STATED EXERCISE:
Restate the whole listing word for word. Pictures are left out.

Rows from a dataset of pages and code:
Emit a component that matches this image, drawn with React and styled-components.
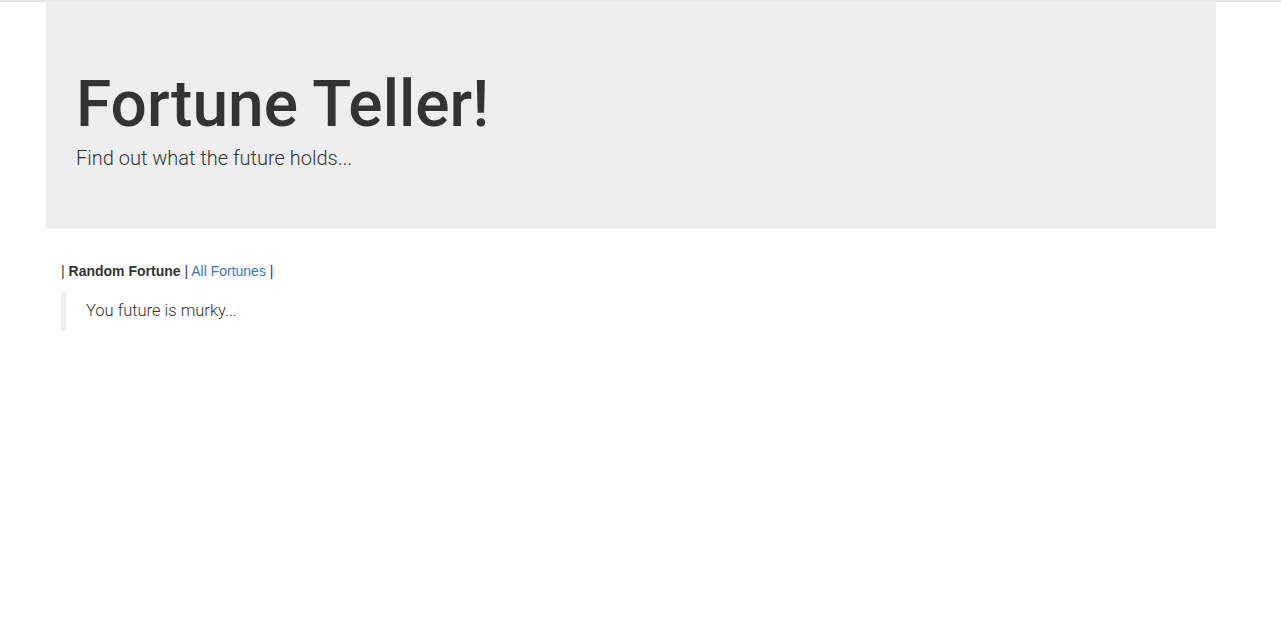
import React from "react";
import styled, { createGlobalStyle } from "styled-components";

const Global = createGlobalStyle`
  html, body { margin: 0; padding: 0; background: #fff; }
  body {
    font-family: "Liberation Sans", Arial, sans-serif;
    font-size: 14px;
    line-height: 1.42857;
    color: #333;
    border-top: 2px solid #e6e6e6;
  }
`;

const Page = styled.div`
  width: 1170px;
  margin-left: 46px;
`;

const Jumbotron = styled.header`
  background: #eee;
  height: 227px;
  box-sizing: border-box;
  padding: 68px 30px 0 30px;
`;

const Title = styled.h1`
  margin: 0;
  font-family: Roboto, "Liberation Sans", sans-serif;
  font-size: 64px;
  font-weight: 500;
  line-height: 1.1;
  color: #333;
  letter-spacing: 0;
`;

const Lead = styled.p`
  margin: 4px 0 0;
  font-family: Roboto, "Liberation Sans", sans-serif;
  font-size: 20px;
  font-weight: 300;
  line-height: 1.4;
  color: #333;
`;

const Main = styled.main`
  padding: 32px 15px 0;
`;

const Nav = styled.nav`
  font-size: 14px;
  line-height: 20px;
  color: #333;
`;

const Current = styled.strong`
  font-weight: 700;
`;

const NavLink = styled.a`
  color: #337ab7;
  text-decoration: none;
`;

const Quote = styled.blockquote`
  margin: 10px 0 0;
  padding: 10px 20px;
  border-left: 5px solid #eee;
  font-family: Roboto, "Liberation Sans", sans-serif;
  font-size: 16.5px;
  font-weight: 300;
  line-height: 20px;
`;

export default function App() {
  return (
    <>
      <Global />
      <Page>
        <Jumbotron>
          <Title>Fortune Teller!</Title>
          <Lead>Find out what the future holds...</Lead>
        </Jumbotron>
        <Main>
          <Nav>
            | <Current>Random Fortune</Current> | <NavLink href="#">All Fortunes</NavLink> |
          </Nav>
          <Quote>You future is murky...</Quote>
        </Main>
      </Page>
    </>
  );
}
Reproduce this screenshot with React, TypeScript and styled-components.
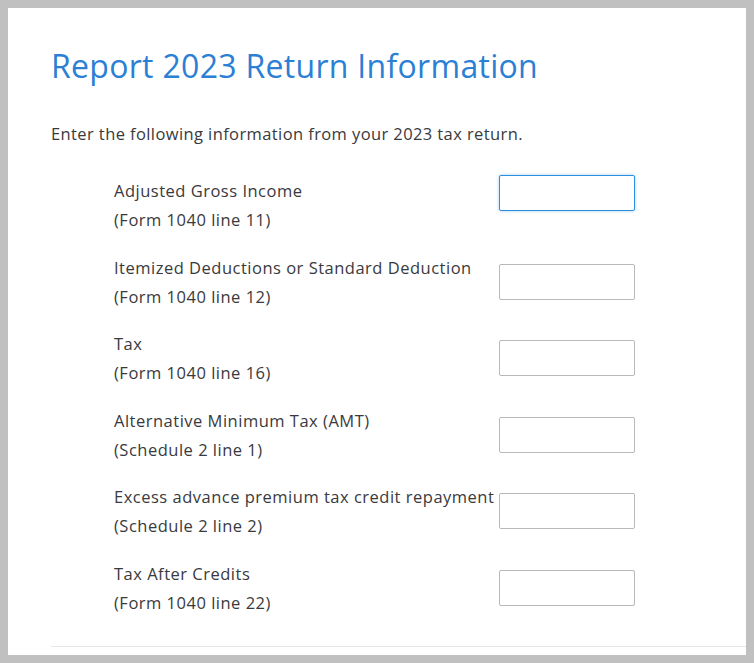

ANSWER TO THIS EXERCISE:
Emit a component that matches this image, drawn with React and styled-components.
import React from "react";
import styled, { createGlobalStyle } from "styled-components";

const Global = createGlobalStyle`
  html, body { margin: 0; padding: 0; background: #fff; }
  body {
    font-family: "Liberation Sans", Arial, sans-serif;
    font-size: 14px;
    line-height: 1.42857;
    color: #333;
    border-top: 2px solid #e6e6e6;
  }
`;

const Page = styled.div`
  width: 1170px;
  margin-left: 46px;
`;

const Jumbotron = styled.header`
  background: #eee;
  height: 227px;
  box-sizing: border-box;
  padding: 68px 30px 0 30px;
`;

const Title = styled.h1`
  margin: 0;
  font-family: Roboto, "Liberation Sans", sans-serif;
  font-size: 64px;
  font-weight: 500;
  line-height: 1.1;
  color: #333;
  letter-spacing: 0;
`;

const Lead = styled.p`
  margin: 4px 0 0;
  font-family: Roboto, "Liberation Sans", sans-serif;
  font-size: 20px;
  font-weight: 300;
  line-height: 1.4;
  color: #333;
`;

const Main = styled.main`
  padding: 32px 15px 0;
`;

const Nav = styled.nav`
  font-size: 14px;
  line-height: 20px;
  color: #333;
`;

const Current = styled.strong`
  font-weight: 700;
`;

const NavLink = styled.a`
  color: #337ab7;
  text-decoration: none;
`;

const Quote = styled.blockquote`
  margin: 10px 0 0;
  padding: 10px 20px;
  border-left: 5px solid #eee;
  font-family: Roboto, "Liberation Sans", sans-serif;
  font-size: 16.5px;
  font-weight: 300;
  line-height: 20px;
`;

export default function App() {
  return (
    <>
      <Global />
      <Page>
        <Jumbotron>
          <Title>Fortune Teller!</Title>
          <Lead>Find out what the future holds...</Lead>
        </Jumbotron>
        <Main>
          <Nav>
            | <Current>Random Fortune</Current> | <NavLink href="#">All Fortunes</NavLink> |
          </Nav>
          <Quote>You future is murky...</Quote>
        </Main>
      </Page>
    </>
  );
}
Reproduce this screenshot with React, TypeScript and styled-components.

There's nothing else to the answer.